US forces are reported 100 miles south of Baghdad. In the North, where complex rivalries and hostilities among Kurds, Turkoman, Shia and Sunni underlie political and economic resentments, talks between Washington and Ankara are at a standstill. Maybe the status quo satisfies the administration -- for now.

It is heartening to learn that only 1,000 people are said to have shown up for a pro-war rally in Times Square (sponsored by the Christian Coalition et al), as opposed to the more than 100,000 who marched yesterday. (Saw "Shocking and Awful" "Freedom Fries While Baghdad Burns" posters and plenty more verbal and graphic creativity on display, but heard no singing.) Even if it is improbable that the war can be halted before the fall of Baghdad, pressure must be kept on this administration -- for the long haul. And that will require some new anthems.
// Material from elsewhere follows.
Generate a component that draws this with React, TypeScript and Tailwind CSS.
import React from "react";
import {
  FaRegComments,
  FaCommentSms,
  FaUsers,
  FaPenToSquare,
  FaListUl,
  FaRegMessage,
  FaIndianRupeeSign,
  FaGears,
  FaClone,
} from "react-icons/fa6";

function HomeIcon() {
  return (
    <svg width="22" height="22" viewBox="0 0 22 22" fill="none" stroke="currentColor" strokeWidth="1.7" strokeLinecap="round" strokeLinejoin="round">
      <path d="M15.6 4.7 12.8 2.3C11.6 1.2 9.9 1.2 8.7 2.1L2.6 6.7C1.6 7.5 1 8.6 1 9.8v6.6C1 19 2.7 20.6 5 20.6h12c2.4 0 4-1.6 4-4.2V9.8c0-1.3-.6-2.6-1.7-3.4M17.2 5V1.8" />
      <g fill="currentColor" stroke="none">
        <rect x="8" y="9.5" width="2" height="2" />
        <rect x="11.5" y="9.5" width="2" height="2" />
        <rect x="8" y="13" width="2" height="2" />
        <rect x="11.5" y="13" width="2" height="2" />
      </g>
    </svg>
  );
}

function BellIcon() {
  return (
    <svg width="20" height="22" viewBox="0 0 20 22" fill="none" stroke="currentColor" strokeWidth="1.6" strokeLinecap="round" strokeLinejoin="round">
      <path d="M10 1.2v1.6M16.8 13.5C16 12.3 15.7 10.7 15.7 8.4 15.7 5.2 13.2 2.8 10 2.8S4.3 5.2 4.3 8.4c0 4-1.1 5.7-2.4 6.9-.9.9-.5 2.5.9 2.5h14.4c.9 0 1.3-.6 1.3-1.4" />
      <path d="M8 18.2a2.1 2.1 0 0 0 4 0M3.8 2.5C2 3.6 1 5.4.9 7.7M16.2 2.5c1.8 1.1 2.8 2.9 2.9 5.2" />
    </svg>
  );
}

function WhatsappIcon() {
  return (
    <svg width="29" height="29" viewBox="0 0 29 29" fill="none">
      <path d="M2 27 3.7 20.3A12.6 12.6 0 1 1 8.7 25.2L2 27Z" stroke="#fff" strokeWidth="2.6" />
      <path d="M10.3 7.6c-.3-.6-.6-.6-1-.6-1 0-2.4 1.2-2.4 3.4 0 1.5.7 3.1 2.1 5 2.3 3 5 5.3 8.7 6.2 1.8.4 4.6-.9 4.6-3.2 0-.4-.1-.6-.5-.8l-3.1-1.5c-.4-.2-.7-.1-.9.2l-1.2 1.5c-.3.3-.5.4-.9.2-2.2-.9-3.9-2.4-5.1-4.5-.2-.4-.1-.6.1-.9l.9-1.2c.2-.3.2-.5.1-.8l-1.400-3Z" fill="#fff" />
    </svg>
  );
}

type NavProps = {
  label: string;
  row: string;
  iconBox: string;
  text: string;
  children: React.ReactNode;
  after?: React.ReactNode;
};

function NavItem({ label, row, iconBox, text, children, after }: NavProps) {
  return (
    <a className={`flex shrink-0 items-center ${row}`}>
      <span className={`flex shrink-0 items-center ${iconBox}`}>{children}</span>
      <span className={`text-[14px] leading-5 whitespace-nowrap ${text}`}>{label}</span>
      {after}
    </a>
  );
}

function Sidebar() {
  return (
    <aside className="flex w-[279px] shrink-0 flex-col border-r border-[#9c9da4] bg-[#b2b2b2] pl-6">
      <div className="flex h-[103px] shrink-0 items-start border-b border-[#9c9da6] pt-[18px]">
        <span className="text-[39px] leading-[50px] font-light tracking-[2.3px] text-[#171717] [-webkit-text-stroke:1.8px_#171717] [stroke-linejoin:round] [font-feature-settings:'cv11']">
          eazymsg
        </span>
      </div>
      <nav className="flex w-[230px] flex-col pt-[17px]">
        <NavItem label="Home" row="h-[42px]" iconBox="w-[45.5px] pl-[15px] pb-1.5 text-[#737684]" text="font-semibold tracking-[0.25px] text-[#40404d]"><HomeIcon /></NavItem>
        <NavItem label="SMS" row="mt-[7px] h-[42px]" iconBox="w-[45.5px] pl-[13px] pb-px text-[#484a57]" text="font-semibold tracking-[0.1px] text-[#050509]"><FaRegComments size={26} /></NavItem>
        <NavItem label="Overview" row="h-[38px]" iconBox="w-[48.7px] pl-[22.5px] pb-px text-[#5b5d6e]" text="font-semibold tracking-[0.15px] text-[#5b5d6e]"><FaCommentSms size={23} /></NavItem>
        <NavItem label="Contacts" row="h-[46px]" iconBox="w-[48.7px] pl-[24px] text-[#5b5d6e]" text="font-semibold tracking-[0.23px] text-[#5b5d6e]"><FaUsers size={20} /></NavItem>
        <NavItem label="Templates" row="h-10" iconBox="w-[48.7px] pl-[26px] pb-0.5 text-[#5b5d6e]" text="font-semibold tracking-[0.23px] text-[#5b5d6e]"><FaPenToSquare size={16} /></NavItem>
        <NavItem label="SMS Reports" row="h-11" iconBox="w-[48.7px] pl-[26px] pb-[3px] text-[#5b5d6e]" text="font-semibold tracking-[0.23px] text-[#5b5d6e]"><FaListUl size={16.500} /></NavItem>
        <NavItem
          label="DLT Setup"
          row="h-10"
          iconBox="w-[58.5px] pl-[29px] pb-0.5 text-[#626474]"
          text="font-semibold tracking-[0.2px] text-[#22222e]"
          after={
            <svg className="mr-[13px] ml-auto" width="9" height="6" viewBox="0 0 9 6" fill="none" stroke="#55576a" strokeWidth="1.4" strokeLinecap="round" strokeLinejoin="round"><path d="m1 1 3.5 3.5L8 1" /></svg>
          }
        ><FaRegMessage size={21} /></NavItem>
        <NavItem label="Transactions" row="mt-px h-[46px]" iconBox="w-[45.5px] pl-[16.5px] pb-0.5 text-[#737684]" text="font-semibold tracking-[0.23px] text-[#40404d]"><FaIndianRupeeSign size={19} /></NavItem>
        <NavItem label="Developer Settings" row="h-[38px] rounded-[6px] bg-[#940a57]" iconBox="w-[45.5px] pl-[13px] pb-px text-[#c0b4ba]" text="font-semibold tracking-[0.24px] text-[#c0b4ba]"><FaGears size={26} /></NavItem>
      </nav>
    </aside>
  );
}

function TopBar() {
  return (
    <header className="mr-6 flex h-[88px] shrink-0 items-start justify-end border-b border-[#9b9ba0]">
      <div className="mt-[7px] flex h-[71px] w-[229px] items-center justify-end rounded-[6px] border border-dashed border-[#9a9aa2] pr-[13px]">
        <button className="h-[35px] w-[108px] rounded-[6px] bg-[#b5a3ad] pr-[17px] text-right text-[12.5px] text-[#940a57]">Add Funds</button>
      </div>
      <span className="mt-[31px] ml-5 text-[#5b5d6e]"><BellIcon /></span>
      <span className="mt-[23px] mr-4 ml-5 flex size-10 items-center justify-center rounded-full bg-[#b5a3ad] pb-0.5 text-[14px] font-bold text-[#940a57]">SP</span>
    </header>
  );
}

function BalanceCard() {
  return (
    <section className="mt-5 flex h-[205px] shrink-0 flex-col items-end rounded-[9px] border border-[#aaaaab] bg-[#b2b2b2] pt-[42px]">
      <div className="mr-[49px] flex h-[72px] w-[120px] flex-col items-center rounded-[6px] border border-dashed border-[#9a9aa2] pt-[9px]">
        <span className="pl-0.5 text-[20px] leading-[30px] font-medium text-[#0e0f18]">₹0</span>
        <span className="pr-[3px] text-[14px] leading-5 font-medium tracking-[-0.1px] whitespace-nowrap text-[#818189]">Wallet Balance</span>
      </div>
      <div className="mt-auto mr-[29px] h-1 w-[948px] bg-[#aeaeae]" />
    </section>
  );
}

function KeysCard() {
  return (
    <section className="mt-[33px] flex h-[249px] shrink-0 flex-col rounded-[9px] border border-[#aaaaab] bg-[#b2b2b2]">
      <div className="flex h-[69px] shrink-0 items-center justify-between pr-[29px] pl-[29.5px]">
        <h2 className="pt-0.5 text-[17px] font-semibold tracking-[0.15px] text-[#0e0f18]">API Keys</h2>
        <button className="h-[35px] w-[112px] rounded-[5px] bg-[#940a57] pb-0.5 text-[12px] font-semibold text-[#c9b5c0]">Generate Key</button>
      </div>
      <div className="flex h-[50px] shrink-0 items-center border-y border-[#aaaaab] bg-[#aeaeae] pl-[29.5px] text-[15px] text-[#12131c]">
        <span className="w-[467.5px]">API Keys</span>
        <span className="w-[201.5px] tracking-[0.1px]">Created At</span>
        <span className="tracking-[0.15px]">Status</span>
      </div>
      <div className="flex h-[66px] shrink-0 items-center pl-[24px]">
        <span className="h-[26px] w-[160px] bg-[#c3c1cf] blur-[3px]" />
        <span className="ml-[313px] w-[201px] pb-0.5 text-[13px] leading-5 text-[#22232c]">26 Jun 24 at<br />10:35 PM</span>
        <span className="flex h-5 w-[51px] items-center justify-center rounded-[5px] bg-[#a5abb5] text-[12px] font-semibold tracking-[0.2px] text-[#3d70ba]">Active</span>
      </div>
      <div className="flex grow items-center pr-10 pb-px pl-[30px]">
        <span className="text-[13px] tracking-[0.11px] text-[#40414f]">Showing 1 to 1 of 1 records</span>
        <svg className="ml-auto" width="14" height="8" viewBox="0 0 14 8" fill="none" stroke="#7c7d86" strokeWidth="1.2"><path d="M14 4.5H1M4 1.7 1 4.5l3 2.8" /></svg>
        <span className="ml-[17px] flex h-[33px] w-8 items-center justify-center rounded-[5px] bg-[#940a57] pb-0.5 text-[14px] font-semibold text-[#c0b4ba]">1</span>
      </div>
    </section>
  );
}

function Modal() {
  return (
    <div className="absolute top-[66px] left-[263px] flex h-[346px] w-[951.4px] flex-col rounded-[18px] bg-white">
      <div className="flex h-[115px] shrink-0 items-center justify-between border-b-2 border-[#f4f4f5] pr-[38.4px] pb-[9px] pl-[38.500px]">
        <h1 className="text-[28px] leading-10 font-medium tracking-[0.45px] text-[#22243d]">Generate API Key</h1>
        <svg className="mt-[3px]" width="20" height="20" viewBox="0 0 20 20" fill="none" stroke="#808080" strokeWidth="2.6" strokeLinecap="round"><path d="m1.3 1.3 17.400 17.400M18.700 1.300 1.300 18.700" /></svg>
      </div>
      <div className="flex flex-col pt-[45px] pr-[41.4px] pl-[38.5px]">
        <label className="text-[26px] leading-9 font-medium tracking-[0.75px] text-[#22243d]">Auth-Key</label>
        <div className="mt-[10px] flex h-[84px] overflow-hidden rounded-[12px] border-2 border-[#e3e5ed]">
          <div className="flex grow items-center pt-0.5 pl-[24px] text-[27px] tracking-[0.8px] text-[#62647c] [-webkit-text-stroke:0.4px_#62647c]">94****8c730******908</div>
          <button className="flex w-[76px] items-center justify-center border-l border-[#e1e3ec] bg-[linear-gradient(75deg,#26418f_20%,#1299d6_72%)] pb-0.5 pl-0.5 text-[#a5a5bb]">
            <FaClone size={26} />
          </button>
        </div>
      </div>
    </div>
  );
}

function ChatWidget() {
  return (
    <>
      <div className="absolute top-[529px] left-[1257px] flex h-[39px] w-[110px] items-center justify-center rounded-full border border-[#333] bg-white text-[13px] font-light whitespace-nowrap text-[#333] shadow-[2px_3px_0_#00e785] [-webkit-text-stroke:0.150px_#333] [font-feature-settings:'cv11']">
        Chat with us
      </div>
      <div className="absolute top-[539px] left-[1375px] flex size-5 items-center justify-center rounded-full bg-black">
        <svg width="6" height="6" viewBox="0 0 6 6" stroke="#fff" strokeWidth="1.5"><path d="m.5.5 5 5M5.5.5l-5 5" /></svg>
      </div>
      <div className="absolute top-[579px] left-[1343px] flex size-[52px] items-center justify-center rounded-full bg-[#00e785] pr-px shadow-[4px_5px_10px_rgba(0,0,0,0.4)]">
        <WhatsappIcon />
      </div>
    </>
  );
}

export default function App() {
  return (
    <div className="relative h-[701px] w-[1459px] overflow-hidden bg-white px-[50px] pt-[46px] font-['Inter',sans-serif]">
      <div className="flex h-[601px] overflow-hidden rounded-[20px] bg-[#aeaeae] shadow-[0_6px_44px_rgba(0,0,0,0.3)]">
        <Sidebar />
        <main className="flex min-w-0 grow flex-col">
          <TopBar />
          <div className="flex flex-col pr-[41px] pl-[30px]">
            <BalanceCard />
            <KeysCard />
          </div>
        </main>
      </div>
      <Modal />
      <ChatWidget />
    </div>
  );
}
Pop Culture Ironies: Our household always watches the Oscar broadcast and tonight will be no exception. The "red carpet" fashion show has been cancelled (No "And who are you wearing?" this year) but the show itself goes on. Whenever glitzy entertainment and its siblings -- fashion and advertising -- bump up against "special TV coverage" characterized by bloody violence, fascinating ironies and anxieties come to the surface: What is appropriate, what can be said and by whom? Can you accept an Academy Award and not say what's on your mind? Who decides if and when to pull the plug on the speaker? And what if some news event were to pre-empt the dream-machine as it spins its reveries of fame and fortune? ("We now interrupt this broadcast...."). Remember when that's all that little word pre-emption meant?
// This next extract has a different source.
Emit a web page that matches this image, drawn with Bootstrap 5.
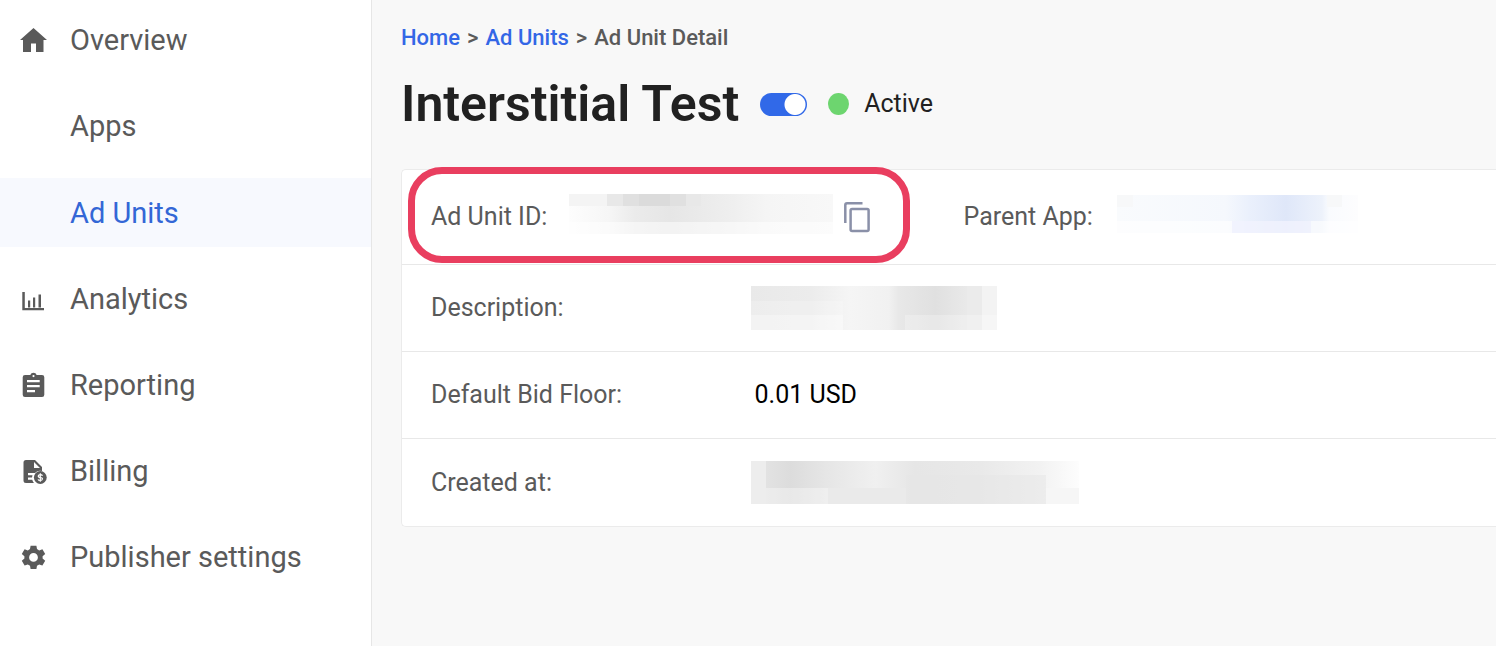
<!DOCTYPE html>
<html lang="en">
<head>
<meta charset="utf-8">
<meta name="viewport" content="width=device-width, initial-scale=1">
<title>Ad Unit Detail</title>
<link href="https://cdn.jsdelivr.net/npm/bootstrap@5.3.0/dist/css/bootstrap.min.css" rel="stylesheet">
<style>
  body { font-family: Roboto, "Liberation Sans", sans-serif; background: #f8f8f8; color: #212121; }
  a { text-decoration: none; }

  /* Sidebar */
  .side-panel { width: 372px; background: #fff; border-right: 1px solid #e6e6e6; padding-top: 5px; }
  .side-menu { gap: 17px; }
  .side-submenu { gap: 18px; }
  .side-menu .nav-link { height: 69px; padding: 2px 20px 0; gap: 23px; font-size: 29px; color: #5a5a5a; }
  .side-menu .nav-link.active { color: #3367d6; background: #f7f9fe; }
  .side-icon { width: 27px; height: 28px; flex: none; margin-bottom: 1px; fill: #5a5a5a; }

  /* Page header */
  .page-main { padding: 21px 0 0 29px; }
  .breadcrumb { --bs-breadcrumb-divider: ">"; --bs-breadcrumb-divider-color: #5a5a5a; --bs-breadcrumb-item-active-color: #5a5a5a; --bs-breadcrumb-item-padding-x: 7px; font-size: 22px; font-weight: 500; line-height: 34px; }
  .breadcrumb a { color: #3367e6; }
  .page-head { gap: 21px; margin: 17px 0 33px; }
  .page-head h1 { font-size: 50px; font-weight: 600; line-height: 64px; }
  .form-check-input.unit-toggle { width: 47px; height: 23px; border: 0; border-radius: 12px; background: #3169e8 radial-gradient(circle at 35px 50%, #fff 10px, transparent 11px); }
  .status { gap: 15px; font-size: 25px; }
  .status-dot { width: 21px; height: 22px; background: #6dd56f; }

  /* Detail list */
  .detail { background: #fff; border: 1px solid #ebebeb; border-right: 0; border-radius: 5px 0 0 5px; font-size: 25px; color: #5a5a5a; }
  .detail-line { min-height: 87px; padding-left: 29px; border-bottom: 1px solid #e8e8e8; }
  .detail-line:first-child { min-height: 95px; }
  .detail-line:last-child { border-bottom: 0; }
  .detail-name { width: 30%; }
  .detail-text { color: #000; padding-left: 4px; }
  .masked { display: block; flex: none; }
  .id-mask { margin-left: 22px; }
  .copy-btn { width: 28px; height: 32px; margin-left: 10px; }
  .highlight { top: -3px; bottom: 1px; left: 6px; width: 502px; border: 7px solid #e93e5f; border-radius: 34px; pointer-events: none; }
</style>
</head>
<body>
<div class="d-flex min-vh-100">
  <nav class="side-panel flex-shrink-0" aria-label="Main">
    <ul class="side-menu nav flex-column flex-nowrap">
      <li class="nav-item"><a class="nav-link d-flex align-items-center" href="#">
        <svg class="side-icon" viewBox="0 0 27 28"><path d="M13.500 2 27 14H23.500V26H16V17.500H11V26H3V14H0Z"/></svg>Overview</a></li>
      <li class="nav-item">
        <ul class="side-submenu nav flex-column">
          <li class="nav-item"><a class="nav-link d-flex align-items-center" href="#"><span class="side-icon"></span>Apps</a></li>
          <li class="nav-item"><a class="nav-link active d-flex align-items-center" href="#" aria-current="page"><span class="side-icon"></span>Ad Units</a></li>
        </ul>
      </li>
      <li class="nav-item"><a class="nav-link d-flex align-items-center" href="#">
        <svg class="side-icon" viewBox="0 0 27 28"><path d="M2.300 7H4.800V23H24V25.200H2.300ZM8 15.500h2.200V22.500H8ZM13 12.500h2.200V22.500H13ZM18.500 9.500h2.500V22.500H18.500Z"/></svg>Analytics</a></li>
      <li class="nav-item"><a class="nav-link d-flex align-items-center" href="#">
        <svg class="side-icon" viewBox="0 0 27 28"><path fill-rule="evenodd" d="M5 4H10.300A3.400 3.400 0 0 1 16.700 4H22Q24.300 4 24.300 6.300V23.700Q24.300 26 22 26H5Q2.700 26 2.700 23.700V6.300Q2.700 4 5 4ZM13.500 4A1.100 1.100 0 1 0 13.500 6.200 1.100 1.100 0 1 0 13.500 4ZM7 9V11.300H19.700V9ZM7 14V16.300H19.700V14ZM7 19V21.300H15V19Z"/></svg>Reporting</a></li>
      <li class="nav-item"><a class="nav-link d-flex align-items-center" href="#">
        <svg class="side-icon" viewBox="0 0 27 28"><path fill-rule="evenodd" d="M6 3H15L22 10V14A7 7 0 0 0 15 16H8V18.200H12.500L12 20.500H8V22.700H12.200Q13 25 14 26H6Q3.500 26 3.500 23.500V5.500Q3.500 3 6 3ZM14 5V11H20Z"/><circle cx="20.300" cy="20.500" r="6.400"/><path d="M22.500 18.700Q22 17.600 20.300 17.600T18.300 19 20.300 20.500 22.400 22 20.300 23.500 18.100 22.300M20.300 16.300V24.700" fill="none" stroke="#fff" stroke-width="1.200"/></svg>Billing</a></li>
      <li class="nav-item"><a class="nav-link d-flex align-items-center" href="#">
        <svg class="side-icon" viewBox="0 0 27 28"><path fill-rule="evenodd" d="M10.600 2.700H16.400L17 6.100 19.200 7.400 22.400 6.200 25.200 11.100 22.600 13.300V15.500L25.200 17.700 22.400 22.600 19.200 21.400 17 22.700 16.400 26.100H10.600L10 22.700 7.800 21.400 4.600 22.600 1.800 17.700 4.400 15.500V13.300L1.800 11.100 4.600 6.200 7.800 7.400 10 6.100ZM13.500 10A4.400 4.400 0 1 0 13.500 18.800 4.400 4.400 0 1 0 13.500 10Z"/></svg>Publisher settings</a></li>
    </ul>
  </nav>

  <main class="page-main flex-grow-1">
    <nav aria-label="breadcrumb">
      <ol class="breadcrumb mb-0">
        <li class="breadcrumb-item"><a href="#">Home</a></li>
        <li class="breadcrumb-item"><a href="#">Ad Units</a></li>
        <li class="breadcrumb-item active" aria-current="page">Ad Unit Detail</li>
      </ol>
    </nav>

    <header class="page-head d-flex align-items-center">
      <h1 class="mb-0">Interstitial Test</h1>
      <input class="form-check-input unit-toggle m-0" type="checkbox" role="switch" id="unitActive" aria-label="Ad unit active" checked>
      <label class="status d-flex align-items-center" for="unitActive"><span class="status-dot rounded-circle"></span>Active</label>
    </header>

    <section class="detail">
      <div class="detail-line d-flex align-items-center position-relative">
        <div class="w-50 d-flex align-items-center">
          <span>Ad Unit ID:</span>
          <svg class="masked id-mask" width="264" height="46" viewBox="0 0 264 46" aria-hidden="true">
            <defs>
              <linearGradient id="maskId"><stop offset="0" stop-color="#fdfdfd"/><stop offset=".15" stop-color="#f6f6f6"/><stop offset=".25" stop-color="#ebebeb"/><stop offset=".38" stop-color="#e6e6e6"/><stop offset=".6" stop-color="#eeeeee"/><stop offset=".75" stop-color="#f5f5f5"/><stop offset="1" stop-color="#f8f8f8"/></linearGradient>
            </defs>
            <rect width="264" height="40" fill="url(#maskId)"/>
            <path d="M0 0H38V12H0Z" fill="#f4f4f4"/><path d="M38 0H54V12H38ZM117 0H132V12H117Z" fill="#e8e8e8"/><path d="M54 0H70V12H54ZM101 0H117V12H101Z" fill="#e0e0e0"/><path d="M70 0H101V12H70Z" fill="#dbdbdb"/>
            <path d="M0 28H264V40H0Z" fill="#fff" fill-opacity=".5"/>
          </svg>
          <button class="copy-btn btn p-0 border-0 d-flex align-items-center" type="button" aria-label="Copy ad unit ID">
            <svg width="28" height="32" viewBox="0 0 28 32" fill="none" stroke="#8a90a8" stroke-width="2.500"><path d="M2.300 22V4Q2.300 2.300 4 2.300H19.500"/><rect x="7.600" y="8" width="18" height="22" rx="1.500"/></svg>
          </button>
          <span class="highlight position-absolute"></span>
        </div>
        <div class="w-50 d-flex align-items-center">
          <span>Parent App:</span>
          <svg class="masked ms-4" width="241" height="44" viewBox="0 0 241 44" aria-hidden="true">
            <defs>
              <linearGradient id="maskApp"><stop offset="0" stop-color="#f9fbfd"/><stop offset=".45" stop-color="#f5f8fd"/><stop offset=".55" stop-color="#eaf0fc"/><stop offset=".7" stop-color="#dfe7f9"/><stop offset=".85" stop-color="#edf2fb"/><stop offset=".88" stop-color="#f9fbfe"/><stop offset="1" stop-color="#fdfdfe"/></linearGradient>
            </defs>
            <rect width="241" height="38" fill="url(#maskApp)"/>
            <path d="M0 26H115V38H0ZM194 26H241V38H194Z" fill="#fff" fill-opacity=".6"/><path d="M115 26H194V38H115Z" fill="#f1f3fe" fill-opacity=".8"/>
            <path d="M0 0H16V12H0ZM210 0H225V12H210Z" fill="#f7f8f9"/>
          </svg>
        </div>
      </div>
      <div class="detail-line d-flex align-items-center">
        <span class="detail-name">Description:</span>
        <svg class="masked" width="246" height="44" viewBox="0 0 246 44" aria-hidden="true">
          <defs>
            <linearGradient id="maskDesc"><stop offset="0" stop-color="#e9e9e9"/><stop offset=".25" stop-color="#ececec"/><stop offset=".4" stop-color="#f5f5f5"/><stop offset=".56" stop-color="#f1f1f1"/><stop offset=".6" stop-color="#e8e8e8"/><stop offset=".75" stop-color="#e0e0e0"/><stop offset=".86" stop-color="#e8e8e8"/><stop offset="1" stop-color="#f3f3f3"/></linearGradient>
          </defs>
          <rect width="246" height="44" fill="url(#maskDesc)"/>
          <path d="M216 0H231V44H216Z" fill="#ebebeb"/><path d="M231 0H246V44H231Z" fill="#f3f3f3"/><path d="M0 15H92V29H0Z" fill="#fff" fill-opacity=".2"/><path d="M0 29H92V44H0Z" fill="#fff" fill-opacity=".45"/><path d="M154 29H246V44H154Z" fill="#fff" fill-opacity=".25"/>
        </svg>
      </div>
      <div class="detail-line d-flex align-items-center">
        <span class="detail-name">Default Bid Floor:</span>
        <span class="detail-text">0.01 USD</span>
      </div>
      <div class="detail-line d-flex align-items-center">
        <span class="detail-name">Created at:</span>
        <svg class="masked" width="328" height="43" viewBox="0 0 328 43" aria-hidden="true">
          <defs>
            <linearGradient id="maskDate"><stop offset="0" stop-color="#e6e6e6"/><stop offset=".12" stop-color="#dcdcdc"/><stop offset=".23" stop-color="#e6e6e6"/><stop offset=".38" stop-color="#f0f0f0"/><stop offset=".5" stop-color="#e6e6e6"/><stop offset=".7" stop-color="#e9e9e9"/><stop offset=".88" stop-color="#f2f2f2"/><stop offset="1" stop-color="#fdfdfd"/></linearGradient>
          </defs>
          <rect width="328" height="43" fill="url(#maskDate)"/>
          <path d="M0 0H15V43H0Z" fill="#ededed"/><path d="M15 27H77V43H15Z" fill="#fff" fill-opacity=".35"/><path d="M77 27H155V43H77Z" fill="#eaeaea"/><path d="M155 14H295V43H155Z" fill="#e5e5e5" fill-opacity=".5"/><path d="M295 27H328V43H295Z" fill="#f6f6f6"/>
        </svg>
      </div>
    </section>
  </main>
</div>
<script src="https://cdn.jsdelivr.net/npm/bootstrap@5.3.0/dist/js/bootstrap.bundle.min.js"></script>
</body>
</html>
A memory: A few days after the Sept 11th attacks I went down to Wall Street to check with the office where I worked. On one of the side streets, just yards east of Broadway and two blocks from the smoldering WTC site, there was a large billboard advertising some brand of bourbon (Maker's Mark? I'm not sure.) Some copywriter's once-clever slogan read "A Hit, From Way Off Broadway." Photographers could fit it in the same frame as the silhouetted wreckage of the North Tower base, which looked like a smashed cheese-grater when the sunlight shone through. If someone did take such a picture, I never saw it published. I passed by that billboard for several weeks, over and over. Its obscenity appalled and riveted me. Then one day someone came and applied paint. They blacked out the words but left the image of the bourbon bottle up there. You could still see faint traces of the slogan, but only if you knew what had been there. I still wonder who told them to do that and what they were thinking.


- bruno 3-23-2003 11:36 pm

Actually, one tourist did take a picture of it but doesn't show the bourbon bottle. Can't hide anything from Google, I guess.